- **Problem to work on**
Extract everything from the first line through the line with "(i + 1) * 0.25);", both ends included, except for any pictures.

-------------------------

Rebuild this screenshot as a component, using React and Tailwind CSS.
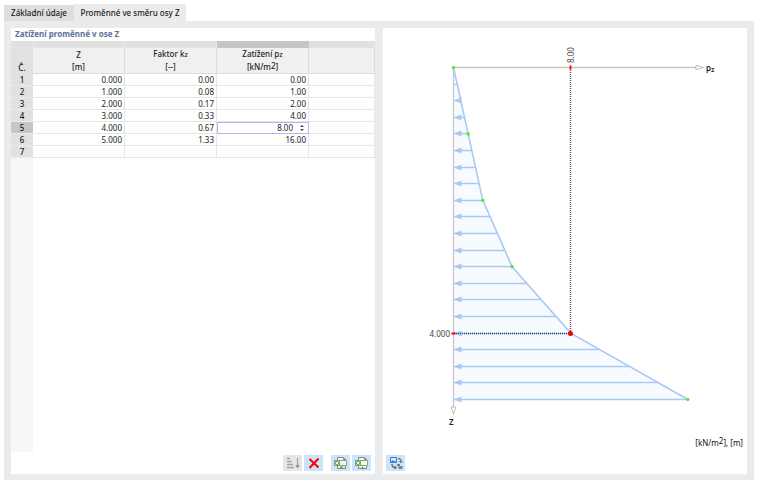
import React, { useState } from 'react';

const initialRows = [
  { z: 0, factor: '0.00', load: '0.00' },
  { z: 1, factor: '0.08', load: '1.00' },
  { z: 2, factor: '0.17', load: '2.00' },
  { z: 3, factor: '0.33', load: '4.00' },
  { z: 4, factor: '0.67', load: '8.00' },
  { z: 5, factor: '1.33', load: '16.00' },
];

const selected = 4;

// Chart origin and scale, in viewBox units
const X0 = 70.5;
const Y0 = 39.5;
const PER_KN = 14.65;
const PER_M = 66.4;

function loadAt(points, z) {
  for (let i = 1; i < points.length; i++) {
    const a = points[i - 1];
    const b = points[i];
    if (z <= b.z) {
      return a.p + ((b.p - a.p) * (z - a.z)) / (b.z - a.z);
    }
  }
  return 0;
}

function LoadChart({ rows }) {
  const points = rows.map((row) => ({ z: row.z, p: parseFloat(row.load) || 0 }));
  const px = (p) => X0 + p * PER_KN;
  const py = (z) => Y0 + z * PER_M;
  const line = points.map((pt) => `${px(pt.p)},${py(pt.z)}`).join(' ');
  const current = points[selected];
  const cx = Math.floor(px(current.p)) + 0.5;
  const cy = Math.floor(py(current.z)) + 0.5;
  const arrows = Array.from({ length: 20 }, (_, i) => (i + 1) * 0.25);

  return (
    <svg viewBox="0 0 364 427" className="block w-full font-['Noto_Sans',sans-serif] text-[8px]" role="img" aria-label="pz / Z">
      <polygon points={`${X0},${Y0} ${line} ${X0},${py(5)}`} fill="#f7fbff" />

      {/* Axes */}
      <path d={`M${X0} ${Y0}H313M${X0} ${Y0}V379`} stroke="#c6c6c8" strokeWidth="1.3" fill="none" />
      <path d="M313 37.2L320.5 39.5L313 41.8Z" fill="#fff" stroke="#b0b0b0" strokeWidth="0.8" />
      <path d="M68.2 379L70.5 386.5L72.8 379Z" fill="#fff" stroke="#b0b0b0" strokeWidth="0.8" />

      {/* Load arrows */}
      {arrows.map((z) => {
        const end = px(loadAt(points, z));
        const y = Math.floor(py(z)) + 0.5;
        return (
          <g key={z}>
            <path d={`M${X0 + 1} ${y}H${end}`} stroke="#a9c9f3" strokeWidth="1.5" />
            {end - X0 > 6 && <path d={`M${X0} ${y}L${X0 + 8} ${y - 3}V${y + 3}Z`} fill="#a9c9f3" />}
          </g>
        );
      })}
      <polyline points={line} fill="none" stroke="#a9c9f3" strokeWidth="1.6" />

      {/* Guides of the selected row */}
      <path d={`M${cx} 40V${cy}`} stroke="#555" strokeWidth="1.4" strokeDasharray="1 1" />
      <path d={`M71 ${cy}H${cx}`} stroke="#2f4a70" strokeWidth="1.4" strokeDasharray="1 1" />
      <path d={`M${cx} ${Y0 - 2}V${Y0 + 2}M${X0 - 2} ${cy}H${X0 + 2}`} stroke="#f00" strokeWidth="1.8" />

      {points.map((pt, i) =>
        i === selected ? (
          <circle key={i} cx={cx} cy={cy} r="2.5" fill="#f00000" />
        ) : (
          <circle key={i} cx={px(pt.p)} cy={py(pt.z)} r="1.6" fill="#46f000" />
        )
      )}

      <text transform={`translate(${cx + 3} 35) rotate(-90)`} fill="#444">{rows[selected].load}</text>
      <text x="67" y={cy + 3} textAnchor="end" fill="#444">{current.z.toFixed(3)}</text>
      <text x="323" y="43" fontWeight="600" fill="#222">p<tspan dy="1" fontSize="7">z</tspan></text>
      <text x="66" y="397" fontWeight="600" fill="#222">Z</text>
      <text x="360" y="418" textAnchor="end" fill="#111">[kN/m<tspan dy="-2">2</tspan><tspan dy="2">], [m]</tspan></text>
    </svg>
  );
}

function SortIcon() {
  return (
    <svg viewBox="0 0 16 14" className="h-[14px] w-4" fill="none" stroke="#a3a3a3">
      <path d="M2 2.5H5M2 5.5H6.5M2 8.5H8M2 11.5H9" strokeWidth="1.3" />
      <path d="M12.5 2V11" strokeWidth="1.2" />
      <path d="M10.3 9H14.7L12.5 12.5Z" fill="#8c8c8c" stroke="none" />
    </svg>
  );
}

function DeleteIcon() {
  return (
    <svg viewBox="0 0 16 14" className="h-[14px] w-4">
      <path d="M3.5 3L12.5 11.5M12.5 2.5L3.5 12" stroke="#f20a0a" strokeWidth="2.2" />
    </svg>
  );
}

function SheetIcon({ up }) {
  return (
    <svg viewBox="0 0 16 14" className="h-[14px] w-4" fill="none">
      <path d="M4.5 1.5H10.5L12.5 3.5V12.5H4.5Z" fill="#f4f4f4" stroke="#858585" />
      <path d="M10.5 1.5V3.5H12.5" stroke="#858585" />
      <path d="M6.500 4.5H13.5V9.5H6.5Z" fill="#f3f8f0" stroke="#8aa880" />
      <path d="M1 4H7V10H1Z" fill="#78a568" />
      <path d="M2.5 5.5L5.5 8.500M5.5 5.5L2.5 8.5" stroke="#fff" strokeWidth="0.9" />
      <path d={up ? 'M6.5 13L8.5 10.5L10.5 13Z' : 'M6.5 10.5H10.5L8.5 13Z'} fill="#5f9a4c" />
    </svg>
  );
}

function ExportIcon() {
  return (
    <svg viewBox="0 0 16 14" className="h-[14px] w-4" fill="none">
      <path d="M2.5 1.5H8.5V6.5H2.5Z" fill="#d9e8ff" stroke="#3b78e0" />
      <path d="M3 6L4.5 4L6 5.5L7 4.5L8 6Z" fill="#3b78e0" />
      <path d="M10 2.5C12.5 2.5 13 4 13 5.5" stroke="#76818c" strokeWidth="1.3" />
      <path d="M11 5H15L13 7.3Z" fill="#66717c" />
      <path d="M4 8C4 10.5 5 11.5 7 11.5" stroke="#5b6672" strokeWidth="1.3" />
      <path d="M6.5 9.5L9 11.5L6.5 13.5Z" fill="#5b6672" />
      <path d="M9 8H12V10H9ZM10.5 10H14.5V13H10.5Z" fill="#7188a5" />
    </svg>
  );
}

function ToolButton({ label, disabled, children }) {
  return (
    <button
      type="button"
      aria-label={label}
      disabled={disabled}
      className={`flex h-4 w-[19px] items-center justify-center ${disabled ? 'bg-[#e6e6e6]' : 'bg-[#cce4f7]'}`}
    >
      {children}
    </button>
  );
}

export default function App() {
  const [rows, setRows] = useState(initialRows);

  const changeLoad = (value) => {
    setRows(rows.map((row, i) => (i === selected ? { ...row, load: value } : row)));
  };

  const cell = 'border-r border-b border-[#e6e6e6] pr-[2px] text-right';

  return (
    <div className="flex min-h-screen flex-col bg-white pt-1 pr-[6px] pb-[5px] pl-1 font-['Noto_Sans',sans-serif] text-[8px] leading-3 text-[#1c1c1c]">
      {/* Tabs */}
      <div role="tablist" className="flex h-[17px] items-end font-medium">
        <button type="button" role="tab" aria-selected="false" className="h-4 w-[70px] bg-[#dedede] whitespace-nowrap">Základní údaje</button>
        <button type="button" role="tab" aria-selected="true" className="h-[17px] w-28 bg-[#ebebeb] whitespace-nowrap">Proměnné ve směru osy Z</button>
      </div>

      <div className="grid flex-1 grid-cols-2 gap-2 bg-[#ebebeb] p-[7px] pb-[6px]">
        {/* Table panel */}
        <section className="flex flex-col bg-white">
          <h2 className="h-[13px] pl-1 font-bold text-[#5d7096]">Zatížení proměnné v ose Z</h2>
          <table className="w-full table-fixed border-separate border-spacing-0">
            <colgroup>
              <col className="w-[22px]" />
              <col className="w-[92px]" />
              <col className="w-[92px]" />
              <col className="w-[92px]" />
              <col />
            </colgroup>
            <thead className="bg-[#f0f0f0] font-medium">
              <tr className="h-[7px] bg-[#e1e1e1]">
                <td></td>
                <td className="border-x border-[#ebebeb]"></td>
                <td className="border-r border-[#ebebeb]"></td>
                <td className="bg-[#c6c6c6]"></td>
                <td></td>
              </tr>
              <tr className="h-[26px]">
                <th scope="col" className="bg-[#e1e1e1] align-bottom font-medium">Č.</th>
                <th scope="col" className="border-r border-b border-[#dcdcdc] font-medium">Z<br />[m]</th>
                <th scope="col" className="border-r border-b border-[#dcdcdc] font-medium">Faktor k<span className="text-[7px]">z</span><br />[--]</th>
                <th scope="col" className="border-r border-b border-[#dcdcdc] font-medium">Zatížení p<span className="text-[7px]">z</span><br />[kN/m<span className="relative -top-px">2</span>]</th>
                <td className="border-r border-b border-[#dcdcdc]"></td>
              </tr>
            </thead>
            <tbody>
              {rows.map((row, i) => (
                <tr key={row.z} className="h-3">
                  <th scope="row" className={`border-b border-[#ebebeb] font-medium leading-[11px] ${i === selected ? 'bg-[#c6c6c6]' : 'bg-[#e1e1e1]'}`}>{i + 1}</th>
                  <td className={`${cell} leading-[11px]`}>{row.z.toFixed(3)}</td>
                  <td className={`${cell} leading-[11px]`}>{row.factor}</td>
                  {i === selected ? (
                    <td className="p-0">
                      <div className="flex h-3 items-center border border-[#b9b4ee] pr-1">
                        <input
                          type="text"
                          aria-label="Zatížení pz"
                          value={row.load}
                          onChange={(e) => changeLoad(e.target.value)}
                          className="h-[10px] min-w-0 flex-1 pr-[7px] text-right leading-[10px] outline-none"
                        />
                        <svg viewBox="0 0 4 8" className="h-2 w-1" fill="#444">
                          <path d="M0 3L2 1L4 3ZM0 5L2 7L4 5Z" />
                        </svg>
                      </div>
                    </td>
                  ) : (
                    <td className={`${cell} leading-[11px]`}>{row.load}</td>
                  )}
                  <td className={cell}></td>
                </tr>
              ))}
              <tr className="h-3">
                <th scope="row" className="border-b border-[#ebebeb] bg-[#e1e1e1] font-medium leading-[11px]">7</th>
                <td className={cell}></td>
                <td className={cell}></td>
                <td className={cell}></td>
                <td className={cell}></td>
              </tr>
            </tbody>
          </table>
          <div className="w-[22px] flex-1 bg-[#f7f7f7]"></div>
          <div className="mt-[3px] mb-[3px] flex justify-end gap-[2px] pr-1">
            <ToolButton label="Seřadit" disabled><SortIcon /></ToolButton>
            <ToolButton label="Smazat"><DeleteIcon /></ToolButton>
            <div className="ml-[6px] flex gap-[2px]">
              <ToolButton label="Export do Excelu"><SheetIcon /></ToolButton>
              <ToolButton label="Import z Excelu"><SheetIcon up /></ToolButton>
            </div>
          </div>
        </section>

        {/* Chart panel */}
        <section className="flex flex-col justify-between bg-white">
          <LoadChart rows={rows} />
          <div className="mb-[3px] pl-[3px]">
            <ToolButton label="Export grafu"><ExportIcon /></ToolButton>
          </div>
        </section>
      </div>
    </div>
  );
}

-------------------------

- **Final result**
Rebuild this screenshot as a component, using React and Tailwind CSS.
import React, { useState } from 'react';

const initialRows = [
  { z: 0, factor: '0.00', load: '0.00' },
  { z: 1, factor: '0.08', load: '1.00' },
  { z: 2, factor: '0.17', load: '2.00' },
  { z: 3, factor: '0.33', load: '4.00' },
  { z: 4, factor: '0.67', load: '8.00' },
  { z: 5, factor: '1.33', load: '16.00' },
];

const selected = 4;

// Chart origin and scale, in viewBox units
const X0 = 70.5;
const Y0 = 39.5;
const PER_KN = 14.65;
const PER_M = 66.4;

function loadAt(points, z) {
  for (let i = 1; i < points.length; i++) {
    const a = points[i - 1];
    const b = points[i];
    if (z <= b.z) {
      return a.p + ((b.p - a.p) * (z - a.z)) / (b.z - a.z);
    }
  }
  return 0;
}

function LoadChart({ rows }) {
  const points = rows.map((row) => ({ z: row.z, p: parseFloat(row.load) || 0 }));
  const px = (p) => X0 + p * PER_KN;
  const py = (z) => Y0 + z * PER_M;
  const line = points.map((pt) => `${px(pt.p)},${py(pt.z)}`).join(' ');
  const current = points[selected];
  const cx = Math.floor(px(current.p)) + 0.5;
  const cy = Math.floor(py(current.z)) + 0.5;
  const arrows = Array.from({ length: 20 }, (_, i) => (i + 1) * 0.25);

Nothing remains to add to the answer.